What Is Bankruptcy And Is It Different During The Pandemic?

Published 04/21/2021

It's an unfortunate fact that throughout our lives, some of us may face complex and uncertain financial times. During the initial months of the COVID-19 pandemic, experts expected to see a surge in bankruptcy filings. Surprisingly, that never came to pass, and throughout the pandemic, filings have actually dropped by nearly 30%.

First, there are protections offered by the various Coronavirus Relief Packages passed by Congress – such as mortgage and rent protections and forbearance on Federal student loans. However, there are also court system shutdowns, and due to a lack of income, people were simply unable to file for bankruptcy despite their need. If that's the case, then experts may still have cause for concern that in the coming months, when the second relief package expires, many people may be forced to file.

But what exactly is bankruptcy – and is it something to be ashamed of?

WHAT IS BANKRUPTCY?
The United States Bankruptcy system is a system to provide individuals and corporations with debt relief during trying times. There are various types of bankruptcy – the most common being Chapter 7 and Chapter 13 for individuals and Chapter 11 for corporations. Each type of bankruptcy facilitates a different kind of relief.

Chapter 7 Bankruptcy
Chapter 7 Bankruptcy is the most common and is essentially a liquidation of the filer's assets to pay back their creditors. This means property – such as homes and cars – may be seized and auctioned, with the proceeds going to the creditors. There are some forms of exempt property, such as personal items like clothing and tools needed for work. It's also possible that depending on how your financial and property arrangements are structured, homes and vehicles may be protected and exempt as well.

Chapter 13 Bankruptcy
With Chapter 13 Bankruptcy, individuals have their debt reorganized and typically have about 3 to 5 years to pay it down. This type of bankruptcy enables individuals to keep their property, which makes it a favorable option. The amount of debt, the amount of income available, and the assets' value determine what the monthly payments will be. The payment amount might be so significant that it doesn't provide the relief initially hoped.

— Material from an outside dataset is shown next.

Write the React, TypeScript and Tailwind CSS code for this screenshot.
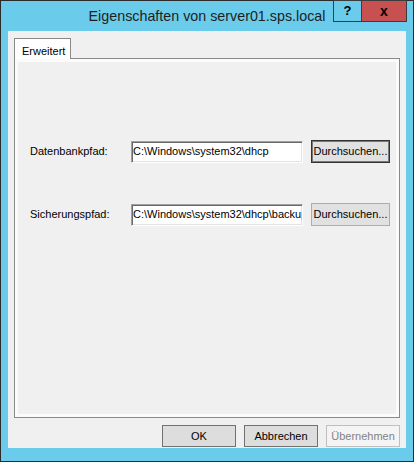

WHAT TYPE OF DEBT CAN I DISCHARGE?
Bankruptcy can discharge only certain types of debt. The types of debts that can be discharged are unsecured debts such as:

  • Credit cards
  • Most medical bills
  • Some types of personal loans

Types of debt that cannot be discharged through bankruptcy include:

  • Student loans
  • Child support/alimony
  • Some tax debt
  • Homeowners' Association Fees
  • Court fees/penalties
  • Some types of personal injury debt

It's also possible that a creditor – such as a credit card company – may object to certain types of debt being discharged. An example of this would be if you recently used a credit card to pay for a luxury item or vacation. Your credit card company may file an objection to the debt being discharged, and you could still be required to pay it.

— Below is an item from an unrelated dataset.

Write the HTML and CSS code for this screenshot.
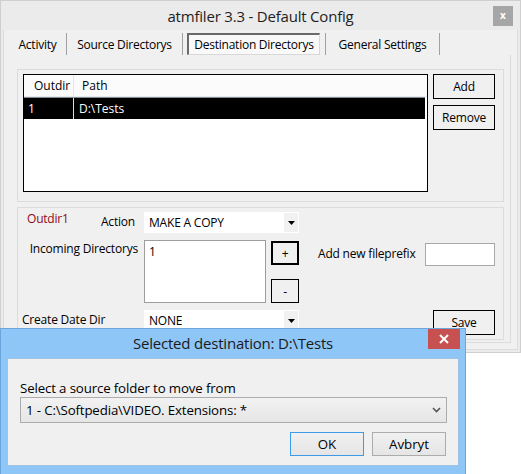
FILE: index.html
```html
<!DOCTYPE html>
<html>
<head>
<meta charset="utf-8">
<link rel="stylesheet" href="styles.css">
</head>
<body>
<div class="window">
  <div class="titlebar">
    <span></span>
    <span class="title">atmfiler 3.3 - Default Config</span>
    <span class="wclose">x</span>
  </div>
  <div class="client">
    <div class="tabs">
      <div class="tab t1">Activity</div>
      <div class="tab t2">Source Directorys</div>
      <div class="tab t3"><span class="sel">Destination Directorys</span></div>
      <div class="tab t4">General Settings</div>
    </div>
    <div class="page">
      <div class="group g1">
        <div class="list">
          <div class="lhead">
            <div class="c1">Outdir</div>
            <div class="c2">Path</div>
          </div>
          <div class="lsep"></div>
          <div class="lrow">
            <div class="c1">1</div>
            <div class="c2">D:\Tests</div>
          </div>
        </div>
        <div class="btncol">
          <div class="btn">Add</div>
          <div class="btn">Remove</div>
        </div>
      </div>
      <div class="group g2">
        <div class="lab1"><span class="red">Outdir1</span><span>Action</span></div>
        <div class="select s1"><span>MAKE A COPY</span><span class="arr"><svg width="7" height="4" viewBox="0 0 7 4"><polygon points="0,0 7,0 3.5,4" fill="#000"/></svg></span></div>
        <div class="lab2">Incoming Directorys</div>
        <div class="textarea">1</div>
        <div class="pm">
          <div class="btn plus">+</div>
          <div class="btn minus">-</div>
        </div>
        <div class="lab3">Add new fileprefix</div>
        <div class="input"></div>
        <div class="lab4">Create Date Dir</div>
        <div class="select s2"><span>NONE</span><span class="arr"><svg width="7" height="4" viewBox="0 0 7 4"><polygon points="0,0 7,0 3.5,4" fill="#000"/></svg></span></div>
        <div class="btn save">Save</div>
      </div>
    </div>
  </div>
</div>

<div class="dialog">
  <div class="dtitle">
    <span></span>
    <span class="dtext">Selected destination: D:\Tests</span>
    <span class="dclose"><svg width="10" height="10" viewBox="0 0 10 10"><path d="M1 1L9 9M9 1L1 9" stroke="#fff" stroke-width="2"/></svg></span>
  </div>
  <div class="dclient">
    <div class="dlabel">Select a source folder to move from</div>
    <div class="combo"><span>1 - C:\Softpedia\VIDEO. Extensions: *</span><svg width="9" height="6" viewBox="0 0 9 6"><polyline points="1,1 4.5,4.5 8,1" fill="none" stroke="#555" stroke-width="1.6"/></svg></div>
    <div class="dbtns">
      <div class="dbtn ok">OK</div>
      <div class="dbtn">Avbryt</div>
    </div>
  </div>
</div>
</body>
</html>
```

FILE: styles.css
```css
* { box-sizing: border-box; }
body {
  margin: 0;
  background: #fff;
  font-family: "Open Sans", "Noto Sans", sans-serif;
  font-size: 12px;
  color: #000;
  width: 521px;
  height: 474px;
  overflow: hidden;
  position: relative;
}
.window {
  width: 521px;
  height: 353px;
  background: #ebebeb;
  border: 1px solid #cfcfcf;
}
.titlebar {
  height: 29px;
  display: grid;
  grid-template-columns: 1fr auto 1fr;
  align-items: center;
}
.title {
  font-size: 15px;
  color: #1e1e1e;
  letter-spacing: -0.2px;
  padding-top: 1px;
}
.wclose {
  justify-self: end;
  width: 20px;
  height: 20px;
  margin-right: 7px;
  background: #a6a6a6;
  color: #fff;
  font-size: 10px;
  font-weight: bold;
  display: flex;
  align-items: center;
  justify-content: center;
  line-height: 1;
  padding-bottom: 2px;
}
.client {
  margin-left: 2px;
  width: 515px;
  height: 320px;
  border-left: 1px solid #dcdcdc;
  border-right: 1px solid #dcdcdc;
  border-bottom: 1px solid #dcdcdc;
  background: #f0f0f0;
  padding-top: 3px;
  padding-left: 5px;
}
.tabs {
  display: flex;
  height: 22px;
}
.tab {
  height: 22px;
  border-right: 1px solid #a0a0a0;
  display: flex;
  align-items: center;
  justify-content: center;
  letter-spacing: -0.25px;
  white-space: nowrap;
}
.t1 { width: 58px; }
.t2 { width: 116px; }
.t3 { width: 143px; padding-left: 4px; justify-content: flex-start; }
.t4 { width: 114px; }
.sel {
  display: flex;
  align-items: center;
  justify-content: center;
  width: 133px;
  height: 22px;
  background: #f9f9f9;
  border-top: 2px solid #6a6a6a;
  border-left: 2px solid #6a6a6a;
  border-right: 1px solid #d8d8d8;
  border-bottom: 1px solid #d8d8d8;
}
.page {
  width: 502px;
  height: 288px;
  border-right: 1px solid #dcdcdc;
  border-bottom: 1px solid #dcdcdc;
  padding-top: 14px;
  padding-left: 8px;
}
.group {
  width: 487px;
  height: 133px;
  border: 1px solid #dcdcdc;
}
.g1 {
  display: flex;
  padding: 4px 0 0 5px;
  gap: 5px;
}
.list {
  width: 405px;
  height: 118px;
  border: 1px solid #000;
  background: #fff;
}
.lhead {
  height: 22px;
  display: flex;
  background: #fbfbfb;
  border-bottom: 1px solid #e3ebf6;
}
.lhead .c1 {
  width: 50px;
  padding-left: 10px;
  border-right: 1px solid #e5e5e5;
  display: flex; align-items: center;
}
.lhead .c2 {
  padding-left: 8px;
  display: flex; align-items: center;
}
.lsep { height: 1px; background: #8a8a8a; width: 401px; }
.lrow {
  height: 21px;
  width: 401px;
  background: #000;
  color: #fff;
  display: flex;
}
.lrow .c1 {
  width: 50px;
  padding-left: 4px;
  border-right: 1px solid #ddd;
  display: flex; align-items: center;
}
.lrow .c2 {
  padding-left: 5px;
  display: flex; align-items: center;
}
.btncol {
  display: flex;
  flex-direction: column;
  gap: 6px;
}
.btn {
  width: 62px;
  height: 25px;
  border: 1px solid #000;
  background: #f0f0f0;
  display: flex;
  align-items: center;
  justify-content: center;
  letter-spacing: -0.2px;
}
.g2 {
  margin-top: 5px;
  display: grid;
  grid-template-columns: 126px 122px 5px 28px 19px 107px 70px;
  grid-template-rows: 21px 63px 25px;
  row-gap: 7px;
  padding-top: 4px;
}
.lab1 {
  grid-row: 1; grid-column: 1;
  display: flex;
  justify-content: space-between;
  padding: 1px 9px 0 9px;
  letter-spacing: -0.2px;
}
.red { color: #8b0a18; margin-top: -3px; }
.select {
  background: #fff;
  display: flex;
  justify-content: space-between;
  align-items: center;
  padding-left: 5px;
  letter-spacing: -0.2px;
}
.s1 { grid-row: 1; grid-column: 2 / 5; }
.arr {
  width: 16px;
  align-self: stretch;
  background: #f1f1f1;
  display: flex;
  align-items: center;
  justify-content: center;
  border: 1px solid #fff;
}
.lab2 {
  grid-row: 2; grid-column: 1;
  text-align: right;
  padding-right: 6px;
  letter-spacing: -0.2px;
  white-space: nowrap;
}
.textarea {
  grid-row: 2; grid-column: 2;
  border: 1px solid #9d9d9d;
  background: #fff;
  padding: 2px 4px;
}
.pm {
  grid-row: 2; grid-column: 4;
  display: flex;
  flex-direction: column;
  justify-content: space-between;
  padding-top: 1px;
}
.pm .btn { width: 28px; height: 24px; }
.plus { border: 2px solid #000; }
.lab3 {
  grid-row: 2; grid-column: 6;
  padding-top: 5px;
  letter-spacing: -0.2px;
  white-space: nowrap;
}
.input {
  grid-row: 2; grid-column: 7;
  width: 70px;
  height: 23px;
  margin-top: 3px;
  border: 1px solid #a9a9a9;
  background: #fff;
}
.lab4 {
  grid-row: 3; grid-column: 1;
  padding-left: 4px;
  padding-top: 1px;
  letter-spacing: -0.2px;
  white-space: nowrap;
}
.s2 { grid-row: 3; grid-column: 2 / 5; height: 21px; }
.save {
  grid-row: 3;
  grid-column: 6 / 8;
  justify-self: end;
}
.dialog {
  position: absolute;
  left: 0;
  top: 328px;
  width: 466px;
  height: 146px;
  background: #8ec6f8;
  border: 1px solid #6aa6dc;
  border-bottom: none;
}
.dtitle {
  height: 29px;
  display: grid;
  grid-template-columns: 1fr auto 1fr;
  align-items: start;
}
.dtext {
  font-size: 15px;
  color: #1a1a1a;
  letter-spacing: -0.2px;
  padding-top: 4px;
}
.dclose {
  justify-self: end;
  margin-right: 5px;
  width: 32px;
  height: 20px;
  background: #c75050;
  display: flex;
  align-items: center;
  justify-content: center;
}
.dclient {
  margin-left: 6px;
  width: 452px;
  height: 108px;
  background: #f0f0f0;
  border: 1px solid #9ec2e2;
  padding: 20px 0 0 12px;
}
.dlabel {
  font-size: 13.3px;
  letter-spacing: -0.15px;
  height: 18px;
  line-height: 18px;
}
.combo {
  width: 427px;
  height: 26px;
  border: 1px solid #acacac;
  background: linear-gradient(#f2f2f2, #e6e6e6);
  display: flex;
  align-items: center;
  justify-content: space-between;
  padding: 0 5px 0 5px;
  font-size: 13.3px;
  letter-spacing: -0.15px;
}
.dbtns {
  display: flex;
  justify-content: flex-end;
  gap: 8px;
  width: 426px;
  margin-top: 9px;
}
.dbtn {
  width: 74px;
  height: 24px;
  border: 1px solid #acacac;
  background: linear-gradient(#f0f0f0, #e5e5e5);
  display: flex;
  align-items: center;
  justify-content: center;
  font-size: 13.3px;
}
.ok { border-color: #3c9ae8; }
```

CAN I FILE FOR BANKRUPTCY IF I'M UNEMPLOYED?
If you're unemployed, you can file for bankruptcy. While many people are ashamed at the prospect of filing for bankruptcy, Raymond Kluender, an assistant professor in the Entrepreneurial Management Unit at Harvard Business School, says that shouldn't be the case. In fact, he argues, that individuals should look at bankruptcy in the same way that corporations do – as a tool that is readily available and at their disposal to get through difficult times. In a recent article for Harvard Business School, he even argued that it should be easier for individuals to take advantage of filing for bankruptcy. "If you change the way that Chapter 7 operates, so you don't have to pay for your bankruptcy attorney at the time where you are in the most desperate need to file for bankruptcy, [the filer] could instead pay filing and attorney fees over time," Kluender says. "That could be very beneficial and allow people who currently can't afford to take advantage of the benefits that they're entitled to through consumer bankruptcy."

A FEW WORDS OF CAUTION
If you're considering filing for bankruptcy, there are some things to keep in mind regarding stimulus payments and social security and retirement benefits:

  • The CARES Act didn't include a provision to protect stimulus payments from debt collectors or creditors in bankruptcy. Once placed in a bank account, they become unprotected funds that are subject to seizure.
  • Social Security benefits are protected from most creditors, but only when deposited in a dedicated account, not mixed in with other types of income or funds.
  • Finally, many debtors don't realize that retirement accounts are protected in bankruptcy and make the mistake of avoiding bankruptcy by exhausting retirement funds. Speak with your lawyer or financial advisor before tapping into your retirement accounts to pay down debt.

There are opportunities to file for bankruptcy online. There are also many reasons to consult a professional who can help you determine the best course of action for your particular situation.